A Conche ritorna la Festa dei molete

La fotografia di un secolo fa ritrae mezzo migliaio di «molete» alla loro festa in Conche. La ricorrenza sembrava morente, ma poi fu ripresa, opportuna memoria. Infatti torna oggi, anche sotto l’aspetto devozionale con le messe alle 9 e alle 11, officiate da don Vigilio, parroco di S. Sebastiano.
Un documento unico, quella fotografia: uomini seri, immancabile cappello, qualcuno con sigaretta tra le labbra, molti ragazzini subito avviati al lavoro, i due sacerdoti di S. Sebastiano, il sindaco d’allora con papillon, in alto le uniche tre donne, ingaggiate per cucinare. Tutti immortalati su un pendio di Conche.

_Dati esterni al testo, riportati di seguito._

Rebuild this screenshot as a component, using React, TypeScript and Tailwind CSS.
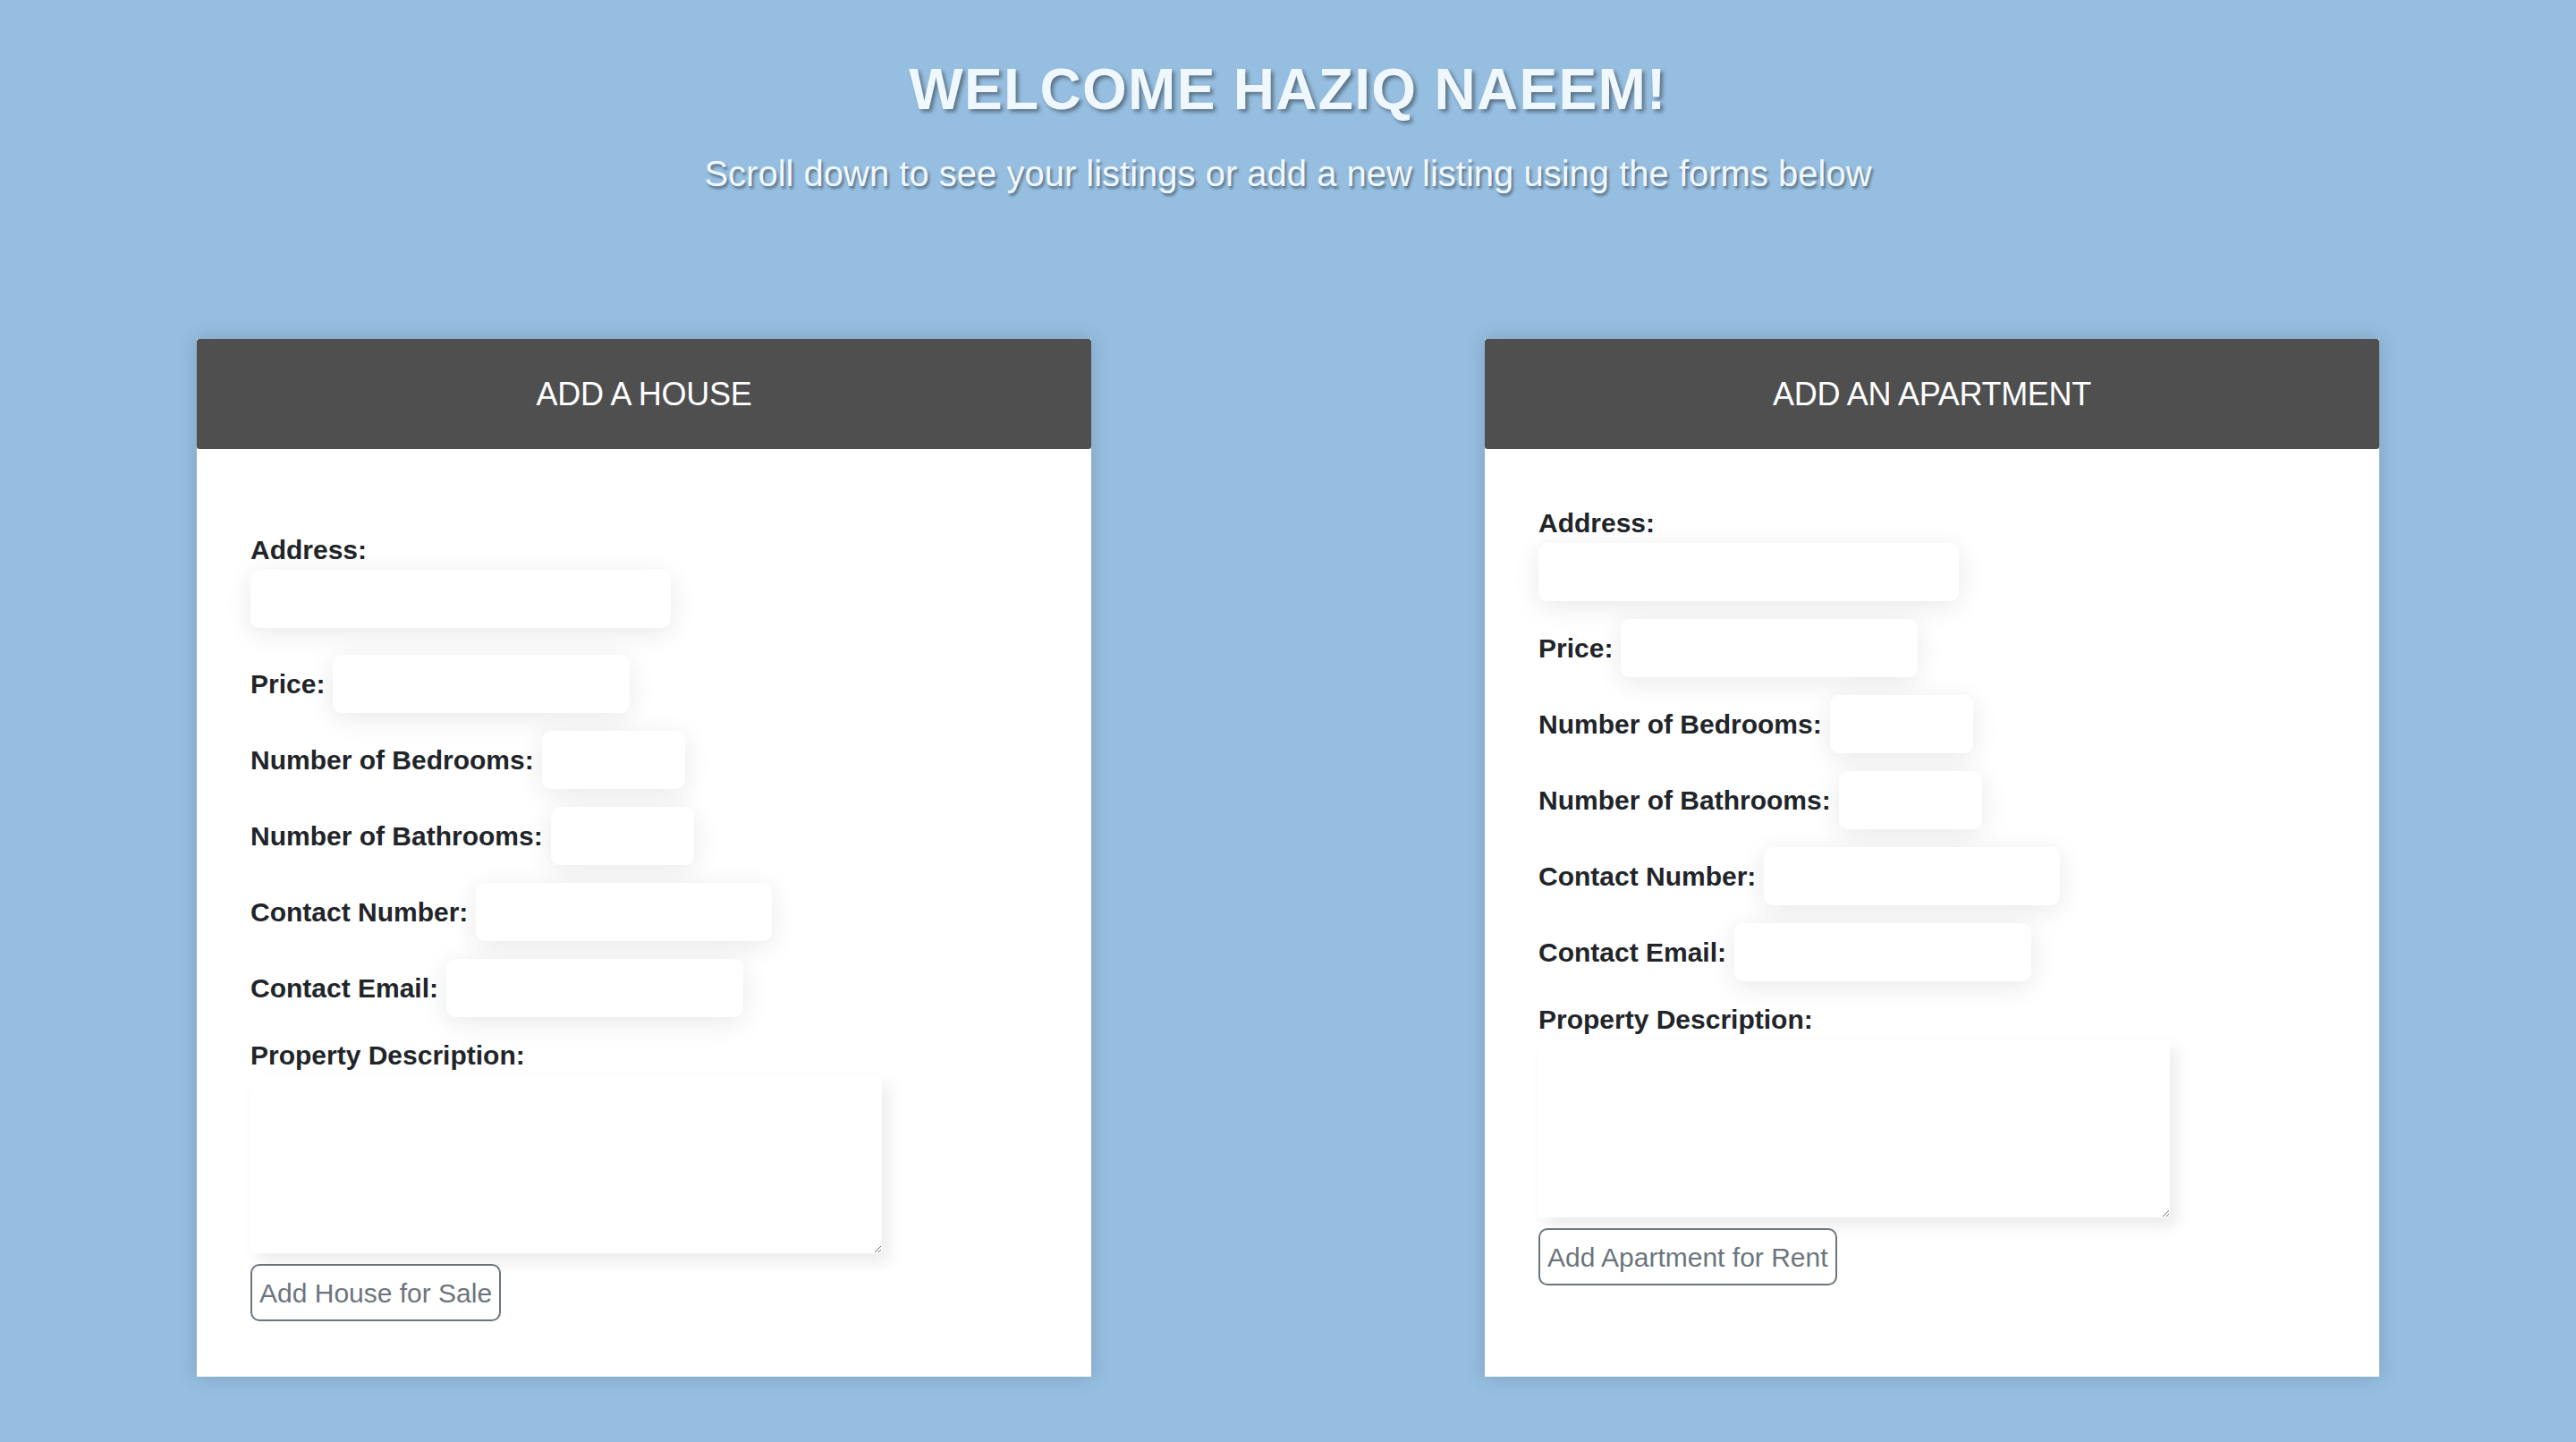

La festa risale al 20 agosto del 1896, poi rinnovata con più forza tra il 1908 e il 1910. Il «moleta» svolgeva il lavoro più duro e inimmaginabile: bocconi su un’asse a livello della mola, la vecchia macina in pietra dal diametro fino ad un metro, larga una trentina di centimetri, fatta vorticare dalla forza del torrente Gobbia, affilava lame, spade, coltelli, baionette col volto a pochi centimetri dalla mola. Solo che la pietra morbida (proveniente da una cava di Noboli di Sarezzo) a lungo andare, si logorava e finiva in pezzi, causando quasi sempre la morte del lavoratore. Nel 1923 gli infortuni mortali furono addirittura sette.
La festa pare sia nata in seguito allo scampato pericolo d’un «moleta», rimasto miracolosamente illeso e subito salito in Conche a ringraziare la Madonna della Misericordia, da mille anni «regina» del monastero. I molete celebravano la ricorrenza l’ultimo lunedì di agosto, un giorno lavorativo trasformato in sentita festa, poi fu spostata alla domenica intorno al 20 del mese, ora è stata fissata all’ultima domenica agostana. Ai tempi, curiosamente, i molete di S. Sebastiano festeggiavano in Conche, quelli di Pieve nell santuario del Colle S. Bernardo, quelli di S. Apollonio, rarissimi, si aggregavano in Conche. Un pezzo di storia che si rinsalda - anche fotograficamente - sulle immani fatiche, i sudori, il sangue, di quelli che hanno fatto la fortuna della Lumezzane d’oggi.